EXERCISE DIRECTIONS
In the listing below, find every line containing "index" and copy it out.

DATA EXTRACT
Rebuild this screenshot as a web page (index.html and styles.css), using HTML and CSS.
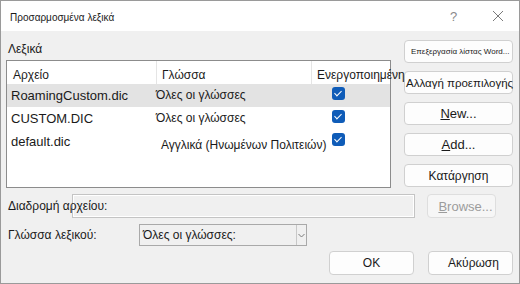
FILE: index.html
```html
<!DOCTYPE html>
<html lang="el">
<head>
    <meta charset="UTF-8">
    <meta name="viewport" content="width=device-width, initial-scale=1.0">
    <title>Προσαρμοσμένα λεξικά</title>
    <link rel="stylesheet" href="styles.css">
</head>
<body>
    <div class="dialog">
        <div class="titlebar">
            <span class="title">Προσαρμοσμένα λεξικά</span>
            <span class="help">?</span>
            <span class="close">
                <svg width="12" height="12" viewBox="0 0 12 12"><path d="M1 1 L11 11 M11 1 L1 11" stroke="#7a7a7a" stroke-width="1" fill="none"/></svg>
            </span>
        </div>

        <div class="content">
            <div class="top">
                <div class="dicts">
                    <div class="group-label">Λεξικά</div>
                    <div class="listbox">
                        <div class="row header">
                            <div class="cell c1">Αρχείο</div>
                            <div class="cell c2 sep">Γλώσσα</div>
                            <div class="cell c3 sep">Ενεργοποιημένη</div>
                        </div>
                        <div class="row selected">
                            <div class="cell c1">RoamingCustom.dic</div>
                            <div class="cell c2 lang">Όλες οι γλώσσες</div>
                            <div class="cell c3"><span class="check"></span></div>
                        </div>
                        <div class="row">
                            <div class="cell c1">CUSTOM.DIC</div>
                            <div class="cell c2 lang">Όλες οι γλώσσες</div>
                            <div class="cell c3"><span class="check"></span></div>
                        </div>
                        <div class="row">
                            <div class="cell c1">default.dic</div>
                            <div class="cell c2 lang shifted">Αγγλικά (Ηνωμένων Πολιτειών)</div>
                            <div class="cell c3"><span class="check"></span></div>
                        </div>
                    </div>
                </div>

                <div class="side-buttons">
                    <button class="btn tiny">Επεξεργασία λίστας Word...</button>
                    <button class="btn wide-text">Αλλαγή προεπιλογής</button>
                    <button class="btn big"><u>N</u>ew...</button>
                    <button class="btn big"><u>A</u>dd...</button>
                    <button class="btn">Κατάργηση</button>
                </div>
            </div>

            <div class="path-row">
                <span class="label">Διαδρομή αρχείου:</span>
                <div class="path-input"></div>
                <button class="btn disabled"><u>B</u>rowse...</button>
            </div>

            <div class="lang-row">
                <span class="label">Γλώσσα λεξικού:</span>
                <div class="combo">
                    <span class="combo-text">Όλες οι γλώσσες:</span>
                    <span class="combo-arrow">
                        <svg width="7" height="5" viewBox="0 0 7 5"><path d="M0.5 1 L3.5 4 L6.5 1" stroke="#7a7a7a" stroke-width="1" fill="none"/></svg>
                    </span>
                </div>
            </div>

            <div class="actions">
                <button class="btn action">OK</button>
                <button class="btn action">Ακύρωση</button>
            </div>
        </div>
    </div>
</body>
</html>
```

FILE: styles.css
```css
* {
    box-sizing: border-box;
}

body {
    margin: 0;
    font-family: 'Liberation Sans', Arial, sans-serif;
    font-size: 12px;
    color: #1a1a1a;
    background: #f0f0f0;
}

.dialog {
    width: 520px;
    height: 284px;
    border: 1px solid #9a9a9a;
    background: #f0f0f0;
    overflow: hidden;
}

.titlebar {
    height: 30px;
    background: #ffffff;
    display: flex;
    align-items: center;
    padding-left: 9px;
}

.title {
    flex: 1;
    font-size: 10px;
    padding-top: 2px;
}

.help {
    color: #8a8a8a;
    font-size: 13px;
    width: 20px;
    margin-left: 2px;
    margin-right: 22px;
}

.close {
    display: flex;
    width: 12px;
    margin-right: 15px;
}

.content {
    padding: 9px 6px 0 5px;
}

.top {
    display: flex;
    gap: 13px;
}

.dicts {
    width: 385px;
    flex-shrink: 0;
}

.group-label {
    height: 20px;
    padding-left: 2px;
    padding-top: 2px;
}

.listbox {
    height: 128px;
    border: 1px solid #8c8c8c;
    background: #ffffff;
}

.row {
    display: flex;
    height: 23px;
    font-size: 13px;
    line-height: 23px;
}

.row.header {
    font-size: 12px;
    line-height: 29px;
}

.row.selected {
    background: #e3e3e3;
}

.cell {
    white-space: nowrap;
}

.c1 {
    width: 149px;
    flex-shrink: 0;
    padding-left: 4px;
}

.c2 {
    width: 155px;
    flex-shrink: 0;
}

.c3 {
    flex: 1;
    min-width: 0;
    padding-left: 21px;
}

.header .c1 {
    padding-left: 6px;
}

.header .c2 {
    padding-left: 5px;
}

.header .c3 {
    padding-left: 5px;
    overflow: visible;
    position: relative;
    z-index: 1;
}

.sep {
    border-left: 1px solid #e5e5e5;
}

.lang {
    font-size: 12px;
}

.shifted {
    padding-left: 5px;
    padding-top: 4px;
}

.check {
    display: inline-block;
    width: 13px;
    height: 13px;
    margin-top: 3px;
    border-radius: 3px;
    background: #0f5cb8;
    vertical-align: top;
    position: relative;
}

.check::after {
    content: '';
    position: absolute;
    left: 4px;
    top: 2px;
    width: 3px;
    height: 6px;
    border: solid #ffffff;
    border-width: 0 1px 1px 0;
    transform: rotate(45deg);
}

.side-buttons {
    width: 109px;
    flex-shrink: 0;
    display: flex;
    flex-direction: column;
    gap: 8px;
}

.btn {
    height: 23px;
    padding: 0;
    font-family: inherit;
    font-size: 12px;
    color: #1a1a1a;
    background: #fdfdfd;
    border: 1px solid #d0d0d0;
    border-radius: 4px;
    white-space: nowrap;
    overflow: visible;
}

.btn.tiny {
    font-size: 8px;
    padding-left: 6px;
    text-align: left;
}

.btn.wide-text {
    font-size: 11.5px;
    padding-left: 1px;
}

.btn.big {
    font-size: 13px;
}

.btn.disabled {
    color: #9c9c9c;
    background: #f6f6f6;
    border-color: #dedede;
    font-size: 13px;
    padding-left: 8px;
}

.label {
    padding-left: 2px;
    white-space: nowrap;
    position: relative;
    z-index: 1;
}

.path-row {
    display: flex;
    align-items: center;
    margin-top: 6px;
    height: 24px;
}

.path-row .label {
    width: 66px;
    flex-shrink: 0;
}

.path-input {
    width: 343px;
    height: 24px;
    flex-shrink: 0;
    border: 1px solid #c4c4c4;
    box-shadow: inset 0 0 0 1px #ffffff;
    background: #f0f0f0;
}

.path-row .btn {
    width: 69px;
    height: 24px;
    margin-left: 12px;
}

.lang-row {
    display: flex;
    align-items: center;
    margin-top: 6px;
    height: 22px;
}

.lang-row .label {
    width: 133px;
    flex-shrink: 0;
}

.combo {
    width: 168px;
    height: 22px;
    border: 1px solid #a9a9a9;
    display: flex;
    align-items: center;
}

.combo-text {
    flex: 1;
    padding-left: 3px;
}

.combo-arrow {
    width: 10px;
    height: 20px;
    border-left: 1px solid #c8c8c8;
    display: flex;
    align-items: center;
    justify-content: center;
}

.actions {
    display: flex;
    justify-content: flex-end;
    gap: 14px;
    margin-top: 5px;
}

.action {
    width: 85px;
    height: 24px;
    font-size: 12px;
}

.action + .action {
    padding-left: 6px;
}
```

ANSWER
Rebuild this screenshot as a web page (index.html and styles.css), using HTML and CSS.
FILE: index.html
    z-index: 1;
    z-index: 1;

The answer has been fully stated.